### What the exercise asks
Send back all the data below, exactly as given.

### Dataset section
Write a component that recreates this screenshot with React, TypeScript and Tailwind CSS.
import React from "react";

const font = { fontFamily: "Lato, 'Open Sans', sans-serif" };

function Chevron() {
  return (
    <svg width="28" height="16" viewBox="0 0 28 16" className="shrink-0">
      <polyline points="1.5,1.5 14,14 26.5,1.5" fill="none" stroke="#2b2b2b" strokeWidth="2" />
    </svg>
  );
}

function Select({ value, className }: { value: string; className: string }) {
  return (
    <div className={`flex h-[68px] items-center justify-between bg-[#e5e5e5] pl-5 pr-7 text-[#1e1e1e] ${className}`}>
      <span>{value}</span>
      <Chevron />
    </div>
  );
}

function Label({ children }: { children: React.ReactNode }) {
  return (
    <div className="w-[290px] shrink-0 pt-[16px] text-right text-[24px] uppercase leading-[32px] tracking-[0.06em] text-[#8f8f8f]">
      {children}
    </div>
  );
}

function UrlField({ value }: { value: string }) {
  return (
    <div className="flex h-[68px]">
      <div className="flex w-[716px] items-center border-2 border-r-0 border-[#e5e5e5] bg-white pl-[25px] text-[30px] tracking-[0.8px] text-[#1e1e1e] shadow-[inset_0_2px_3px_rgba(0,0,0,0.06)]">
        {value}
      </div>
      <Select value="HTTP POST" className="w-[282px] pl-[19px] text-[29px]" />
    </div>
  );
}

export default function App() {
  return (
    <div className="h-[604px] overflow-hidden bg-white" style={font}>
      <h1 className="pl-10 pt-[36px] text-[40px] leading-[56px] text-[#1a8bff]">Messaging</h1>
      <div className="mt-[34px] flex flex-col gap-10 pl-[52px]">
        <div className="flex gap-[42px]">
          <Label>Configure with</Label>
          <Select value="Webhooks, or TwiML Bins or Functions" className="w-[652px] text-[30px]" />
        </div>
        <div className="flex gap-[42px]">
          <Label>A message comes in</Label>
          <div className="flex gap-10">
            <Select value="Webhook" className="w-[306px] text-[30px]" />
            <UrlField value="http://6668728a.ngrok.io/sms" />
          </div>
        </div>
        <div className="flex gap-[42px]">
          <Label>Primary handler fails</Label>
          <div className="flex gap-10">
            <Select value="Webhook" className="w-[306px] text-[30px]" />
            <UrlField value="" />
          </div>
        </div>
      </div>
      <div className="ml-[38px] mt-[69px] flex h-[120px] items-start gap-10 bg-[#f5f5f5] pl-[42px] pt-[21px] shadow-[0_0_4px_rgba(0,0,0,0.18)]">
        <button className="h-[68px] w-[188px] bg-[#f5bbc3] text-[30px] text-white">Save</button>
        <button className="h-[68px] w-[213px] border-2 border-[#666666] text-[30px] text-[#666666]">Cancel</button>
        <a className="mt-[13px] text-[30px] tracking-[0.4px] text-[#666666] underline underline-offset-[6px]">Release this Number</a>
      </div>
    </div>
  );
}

### The solution
Write a component that recreates this screenshot with React, TypeScript and Tailwind CSS.
import React from "react";

const font = { fontFamily: "Lato, 'Open Sans', sans-serif" };

function Chevron() {
  return (
    <svg width="28" height="16" viewBox="0 0 28 16" className="shrink-0">
      <polyline points="1.5,1.5 14,14 26.5,1.5" fill="none" stroke="#2b2b2b" strokeWidth="2" />
    </svg>
  );
}

function Select({ value, className }: { value: string; className: string }) {
  return (
    <div className={`flex h-[68px] items-center justify-between bg-[#e5e5e5] pl-5 pr-7 text-[#1e1e1e] ${className}`}>
      <span>{value}</span>
      <Chevron />
    </div>
  );
}

function Label({ children }: { children: React.ReactNode }) {
  return (
    <div className="w-[290px] shrink-0 pt-[16px] text-right text-[24px] uppercase leading-[32px] tracking-[0.06em] text-[#8f8f8f]">
      {children}
    </div>
  );
}

function UrlField({ value }: { value: string }) {
  return (
    <div className="flex h-[68px]">
      <div className="flex w-[716px] items-center border-2 border-r-0 border-[#e5e5e5] bg-white pl-[25px] text-[30px] tracking-[0.8px] text-[#1e1e1e] shadow-[inset_0_2px_3px_rgba(0,0,0,0.06)]">
        {value}
      </div>
      <Select value="HTTP POST" className="w-[282px] pl-[19px] text-[29px]" />
    </div>
  );
}

export default function App() {
  return (
    <div className="h-[604px] overflow-hidden bg-white" style={font}>
      <h1 className="pl-10 pt-[36px] text-[40px] leading-[56px] text-[#1a8bff]">Messaging</h1>
      <div className="mt-[34px] flex flex-col gap-10 pl-[52px]">
        <div className="flex gap-[42px]">
          <Label>Configure with</Label>
          <Select value="Webhooks, or TwiML Bins or Functions" className="w-[652px] text-[30px]" />
        </div>
        <div className="flex gap-[42px]">
          <Label>A message comes in</Label>
          <div className="flex gap-10">
            <Select value="Webhook" className="w-[306px] text-[30px]" />
            <UrlField value="http://6668728a.ngrok.io/sms" />
          </div>
        </div>
        <div className="flex gap-[42px]">
          <Label>Primary handler fails</Label>
          <div className="flex gap-10">
            <Select value="Webhook" className="w-[306px] text-[30px]" />
            <UrlField value="" />
          </div>
        </div>
      </div>
      <div className="ml-[38px] mt-[69px] flex h-[120px] items-start gap-10 bg-[#f5f5f5] pl-[42px] pt-[21px] shadow-[0_0_4px_rgba(0,0,0,0.18)]">
        <button className="h-[68px] w-[188px] bg-[#f5bbc3] text-[30px] text-white">Save</button>
        <button className="h-[68px] w-[213px] border-2 border-[#666666] text-[30px] text-[#666666]">Cancel</button>
        <a className="mt-[13px] text-[30px] tracking-[0.4px] text-[#666666] underline underline-offset-[6px]">Release this Number</a>
      </div>
    </div>
  );
}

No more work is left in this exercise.